The research in which I was involved was so completely inspiring and absorbing that I was surprised to find myself spending considerable time socially with our French neighbors. One was Gerard Salvucci who owned  a laundry on  the ground floor of our apartment building and another was Albert Alazet, a Paris policeman. These friends offered to teach me to play their sport of boule.

My introduction to boule was in the forest of Vincennes where Gerard and Albert took me one Saturday in February. They first pointed out that the official name of the game was petanque and that boule, the French word for ball, was the name used by everyone. The game is played with little equipment and on any plot of ground, preferably dirt surface, that need be only slightly larger than your living room rug. The equipment consists of the boules, which are steel balls about three inches in diameter, and a small wooden ball used as a marker or target.

Initially, the rules and terminology were somewhat confusing to me due to the language barrier. But as I began playing, the rules and such terms as pointeur and tireur came to have a clear meaning. The pointeur is a player who is good at rolling his ball close to the target, and the tireur is the player who is good at knocking an opponent’ s ball way from the target and therefore out of play.

Some of the fundamentals of the game which were pointed out to me are that no more than twelve balls are used in a game and there may be six players, three on each time with two balls each, or four players, two on each team with three balls each.

A game begins with the flip of a coin to determine which team plays first. A player on the team winning the toss, draws a circle on the ground, stands in it and tosses the target a distance of 20 to 30 feet. The first player, the pointeur, stands in the circle and rolls his boule as close as possible to the target. The opponents  must now decide whether it is more advantageous  to have their tireur try to knock this ball out of play or have their pointeur  roll  until he places a ball closer to the target than the opponents’. From 1 to 6 points can be scored in any single match, depending upon the number of balls closer to the marker than the nearest opponents’. There may be any number of matches, but the first team to reach 13 points wins the game.

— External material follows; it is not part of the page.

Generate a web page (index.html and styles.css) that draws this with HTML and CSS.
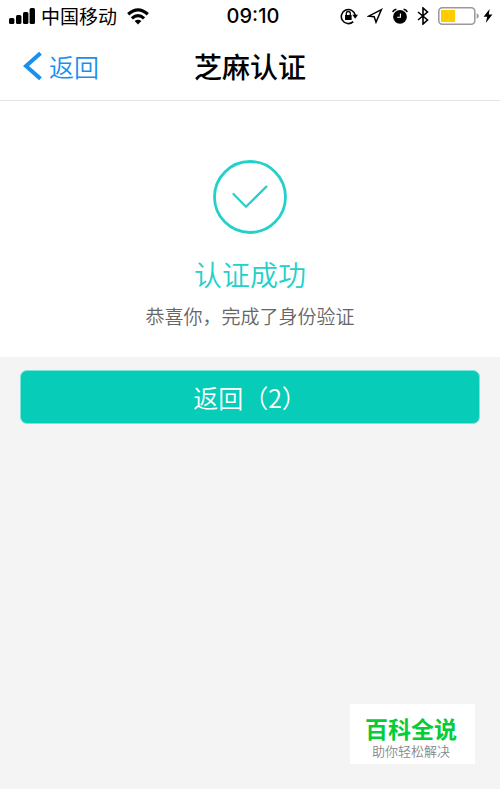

As I learned the fine points of the game, my family became interested and we purchased a set of balls. My wife and two children would often join me for a game in a nearby park where other families were playing.

At this time I thought that playing with Gerard and Albert at Vincennes, or with my family, would be the only contact I would have with boule. My progress was quick however and Gerard and Albert were soon introducing me to some of their friends. One Saturday in May we went to Clignancourt in the North of Paris where I met Rene, Max and Serge. They were three more Paris policemen who liked to play boule. We formed a team to play against one another every Saturday at Clignancourt.

None of my boule friends spoke English. I was only learning the French language and perhaps speaking the little I knew with a Mexican accent, since I had been raised along the Mexican border.  But the language difference didn’t seem important.  It is amazing what an atmosphere of relaxation, spirited fun, and a real desire on everyone’s part to be friends can do to by-pass the language barrier. Their warm friendship was so spontaneous that I soon felt completely accepted which was most gratifying.  This gave me a glimpse into the everyday life of the French people that I could not have attained otherwise.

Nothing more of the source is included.